The final 20% got replaced 1 to 1 by what we now call white collar work -- cubicle jobs, accounting and finance, tech, analysts, administrative jobs.
These are in the firing line of AI.
Now they won’t all go — customers still want to talk to a human financial advisor, and somebody’s gotta check what the AI’s doing.
But if we lose, say, 15 of those 20, how will be replace them?
Easy: the same way we did last time. Services, trades, healthcare.
After all, we’re not trying to replace 70% of farm jobs like the industrial revolution, we’re talking one fifth that. And if AI automation makes us rich like industrial automation did, services and trades alone cover it.
Jobs after AI
On the ground, a boom in services would mean regular people consuming personal services like rich people do today — almost nobody would mow their own lawn just like almost nobody cuts their own hair or raises their own chickens.
On trades, more factories, bigger houses, second houses, swimming pools. More stuff means more trades all require more skilled trades. This will continue at least through the robots, which will comes decades after AI since you need one AI for 8 billion people but you need 5 robots per McDonald’s. Meaning robots are your grandkids’ problem, not your kids.
For perspective, the first factory was electrified in 1880. Then it took 30 years for half of American factories to be electrified — many in India still aren’t.
Of course, the problem with all this is that driving an uber pays a lot less than being an accountant.
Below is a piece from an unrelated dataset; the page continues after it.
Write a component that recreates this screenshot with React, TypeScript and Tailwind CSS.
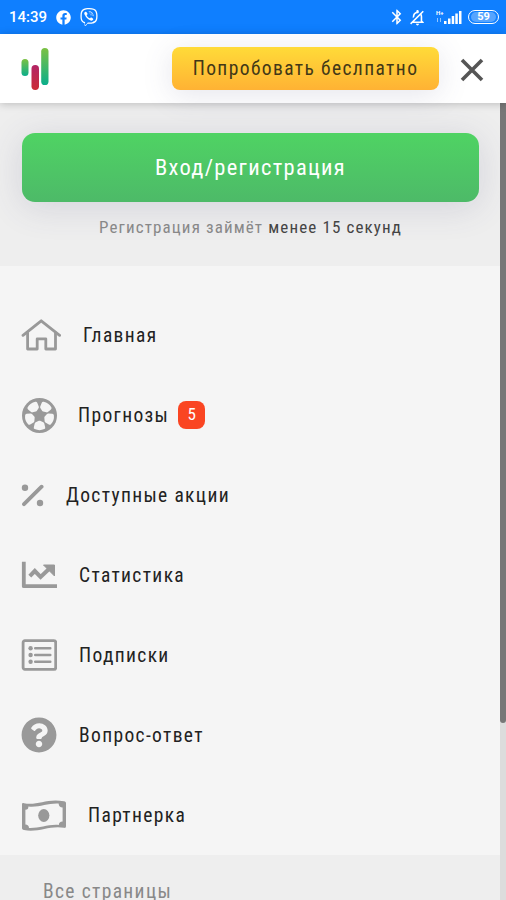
import type { ReactNode } from "react";
import { FaFacebook, FaQuestionCircle, FaViber } from "react-icons/fa";
import { MdBluetooth, MdOutlineNotificationsOff } from "react-icons/md";

function Logo() {
  return (
    <svg className="w-7 h-[44px]" viewBox="0 0 28 44" fill="none">
      <defs>
        <linearGradient id="green" x1="0" y1="0" x2="0" y2="1">
          <stop stopColor="#7cc142" />
          <stop offset="1" stopColor="#0bae8b" />
        </linearGradient>
        <linearGradient id="red" x1="0" y1="0" x2="0" y2="1">
          <stop stopColor="#b32466" />
          <stop offset="1" stopColor="#cb2d36" />
        </linearGradient>
      </defs>
      <rect x="0.5" y="12" width="7" height="17" rx="3.5" fill="url(#green)" />
      <rect x="10.5" y="18" width="7.5" height="25" rx="3.7" fill="url(#red)" />
      <rect x="20.2" y="1" width="7.3" height="37" rx="3.6" fill="url(#green)" />
    </svg>
  );
}

function HomeIcon() {
  return (
    <svg className="w-10 h-8" viewBox="0 0 40 32" fill="none" stroke="#999" strokeWidth="2.8" strokeLinejoin="round" strokeLinecap="round">
      <path d="M2 16.3 20.2 1.8 38.6 16.3" />
      <path d="M6.6 14V30H16.2V19.8H24.8V30H34.5V14" />
    </svg>
  );
}

function BallIcon() {
  return (
    <svg className="w-[35px] h-[35px] ml-px" viewBox="0 0 36 36">
      <circle cx="18" cy="18" r="18" fill="#999" />
      <g fill="#f5f5f5" stroke="#f5f5f5" strokeWidth="3.4" strokeLinejoin="round">
        {[36, 108, 180, 252, 324].map((a) => (
          <path key={a} d="M13.8 5.6Q18 3.6 22.2 5.6L21.2 9.6 18 11 14.8 9.6Z" transform={`rotate(${a} 18 18)`} />
        ))}
      </g>
    </svg>
  );
}

function PercentIcon() {
  return (
    <svg className="w-[23px] h-[23px]" viewBox="0 0 23 23" fill="#999">
      <circle cx="4" cy="3.7" r="3.2" />
      <circle cx="19" cy="19" r="3.2" />
      <path d="M3 20.2 20.6 2.7" stroke="#999" strokeWidth="3.8" strokeLinecap="round" />
    </svg>
  );
}

function ChartIcon() {
  return (
    <svg className="w-9 h-7" viewBox="0 0 36 28" fill="none" stroke="#999" strokeWidth="3.8">
      <path d="M2.8 .8V25.2H36" strokeLinejoin="round" />
      <path d="M8.8 15.2 13.8 10 19.6 16 29 7" strokeWidth="4" />
      <path d="M22.5 4H33.5V15Z" fill="#999" stroke="#999" strokeWidth="1" strokeLinejoin="round" />
    </svg>
  );
}

function ListIcon() {
  return (
    <svg className="w-9 h-8" viewBox="0 0 36 32" fill="none" stroke="#999" strokeWidth="2.8">
      <rect x="2.1" y="1.6" width="32.6" height="28.8" rx="1.8" />
      <path d="M14.2 9.2H29.3M14.2 16H29.3M14.2 22.7H29.3" strokeWidth="2.5" strokeLinecap="round" />
      <g fill="#999" stroke="none">
        <circle cx="9.6" cy="9.2" r="2.2" />
        <circle cx="9.6" cy="16" r="2.2" />
        <circle cx="9.6" cy="22.7" r="2.2" />
      </g>
    </svg>
  );
}

function MoneyIcon() {
  return (
    <svg className="w-11 h-8 translate-x-px translate-y-px" viewBox="0 0 44 32">
      <path fill="#999" fillRule="evenodd" d="M0 4.5C0 3 1 3 2 3.2 15 6 25-2 42 1.3 43.5 1.6 44 2 44 3.4V26C44 28 43 28 42 27.8 28 25 16 33 2 30 .6 29.7 0 29.3 0 28ZM6.4 6.5C6.4 8.8 5.6 9.8 3.4 9.8V24.5C5.6 24.5 7 25.8 7 28 17 28.5 26 24 36.8 24.9 37 22.8 38 21.8 40.6 21.5V7.6C38.2 7.6 36.8 6.2 36.6 3.6 26 3 17 7.6 6.4 6.5Z" />
      <ellipse cx="21.8" cy="15.5" rx="5.6" ry="6.5" fill="#999" />
    </svg>
  );
}

function Signal() {
  return (
    <svg className="w-[26px] h-4" viewBox="0 0 26 16" fill="white">
      <text x="0" y="5.5" fontSize="6" fontWeight="700">H+</text>
      <path d="M1 9h1v4H1zM4 9h1v4H4z" opacity=".55" />
      <path d="M8 12h2.5v3H8zM12 9.5h2.5V15H12zM15.7 7h2.5v8h-2.5zM19.3 4.5h2.5V15h-2.5zM23 2h2.5v13H23z" />
    </svg>
  );
}

type Item = { label: string; icon: ReactNode; gap: string; badge?: number };

const items: Item[] = [
  { label: "Главная", icon: <HomeIcon />, gap: "gap-[22px]" },
  { label: "Прогнозы", icon: <BallIcon />, gap: "gap-[21px]", badge: 5 },
  { label: "Доступные акции", icon: <PercentIcon />, gap: "gap-[22px]" },
  { label: "Статистика", icon: <ChartIcon />, gap: "gap-[22px]" },
  { label: "Подписки", icon: <ListIcon />, gap: "gap-[22px]" },
  { label: "Вопрос-ответ", icon: <FaQuestionCircle size={36} />, gap: "gap-[22px]" },
  { label: "Партнерка", icon: <MoneyIcon />, gap: "gap-[23px]" },
];

function App() {
  return (
    <div className="h-[900px] w-full overflow-hidden flex flex-col bg-[#f5f5f5] font-['Roboto_Condensed','Roboto',sans-serif] font-stretch-condensed">

      {/* STATUS BAR */}
      <div className="h-[34px] shrink-0 bg-[#0f7fff] text-white flex items-center pl-[9px] pr-[7px] font-['Roboto',sans-serif] font-stretch-normal">
        <span className="text-[15px] font-medium w-[38px] whitespace-nowrap">14:39</span>
        <FaFacebook size={15} className="ml-[9px]" />
        <FaViber size={18} className="ml-[9px]" />
        <div className="ml-auto flex items-center">
          <MdBluetooth size={18} />
          <MdOutlineNotificationsOff size={19} className="ml-[2px] -scale-x-100" />
          <div className="ml-[9px]"><Signal /></div>
          <span className="ml-[6px] w-[31px] h-[14px] rounded-full border border-white flex items-center justify-center">
            <span className="w-[25px] h-[10px] rounded-full bg-white/30 text-[11px] leading-[10px] font-bold text-center">59</span>
          </span>
        </div>
      </div>

      {/* HEADER */}
      <div className="h-[69px] shrink-0 bg-white flex items-center pl-[21px] pr-[22px] relative shadow-[0_1px_8px_rgba(0,0,0,0.22)]">
        <Logo />
        <button className="ml-auto w-[267px] h-[43px] rounded-lg bg-linear-to-b from-[#ffdb38] to-[#ffb234] text-[19.5px] tracking-[1.4px] text-[#423817] shadow-[0_5px_30px_rgba(80,80,130,0.15)]">
          Попробовать беслпатно
        </button>
        <svg className="ml-[21px] mt-[3px] w-6 h-6" viewBox="0 0 24 24" stroke="#555" strokeWidth="3.6">
          <path d="M2 2 22 22M22 2 2 22" />
        </svg>
      </div>

      <div className="flex-1 min-h-0 flex">
        <div className="flex-1 flex flex-col overflow-hidden">

          {/* LOGIN */}
          <div className="h-[163px] shrink-0 bg-[#eee] pt-[30px] pl-[22px] pr-[21px] flex flex-col items-center overflow-hidden">
            <button className="w-full h-[69px] shrink-0 rounded-[13px] bg-linear-to-b from-[#4fd363] to-[#4dba68] text-white text-[22.5px] leading-[26px] tracking-[1.3px] pb-px shadow-[0_5px_35px_rgba(70,70,120,0.16)]">
              Вход/регистрация
            </button>
            <p className="mt-[12px] text-[17px] leading-[26px] tracking-[1.12px] text-[#888] whitespace-nowrap">
              Регистрация займёт <span className="text-[#444]">менее 15 секунд</span>
            </p>
          </div>

          {/* MENU */}
          <nav className="pt-[29px] pl-[21px] shrink-0">
            {items.map((item) => (
              <div key={item.label} className={`h-20 flex items-center text-[#999] ${item.gap}`}>
                {item.icon}
                <span className="flex items-center gap-[9px] text-[19.5px] tracking-[1.35px] text-[#222] whitespace-nowrap">
                  <span className="pt-[2px]">{item.label}</span>
                  {item.badge && (
                    <span className="w-[27px] h-7 rounded-lg bg-[#fa4522] text-white text-[17px] tracking-normal flex items-center justify-center">
                      {item.badge}
                    </span>
                  )}
                </span>
              </div>
            ))}
          </nav>

          <div className="flex-1 bg-[#eee] pl-[43px] pt-[26px] text-[19.5px] leading-[22px] tracking-[1.35px] text-[#888]">
            Все страницы
          </div>
        </div>

        {/* SCROLLBAR */}
        <div className="w-[6px] bg-[#dcdcdc]">
          <div className="h-[620px] rounded-b-full bg-[#777]" />
        </div>
      </div>
    </div>
  );
}

export default App;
But before the industrial revolution clerks lived in poverty: The automation and attendant wealth is what made accounting valuable.
If AI delivers the productivity revolution it promises, Starbucks will pay six figures. And if it doesn’t, false alarm: AI was a bust.
What’s Next
Even if we eventually replace lost jobs at twice the pay -- or five times -- AI job replacement will hurt the young and unskilled. And it will gut high-income, over-educated white-collars including the journalists, professors, and analysts who write AI doom porn.
Meaning there may be light at the end of the tunnel, but there’s a lot of disurption — and a lot of AI doom porn — between here and there.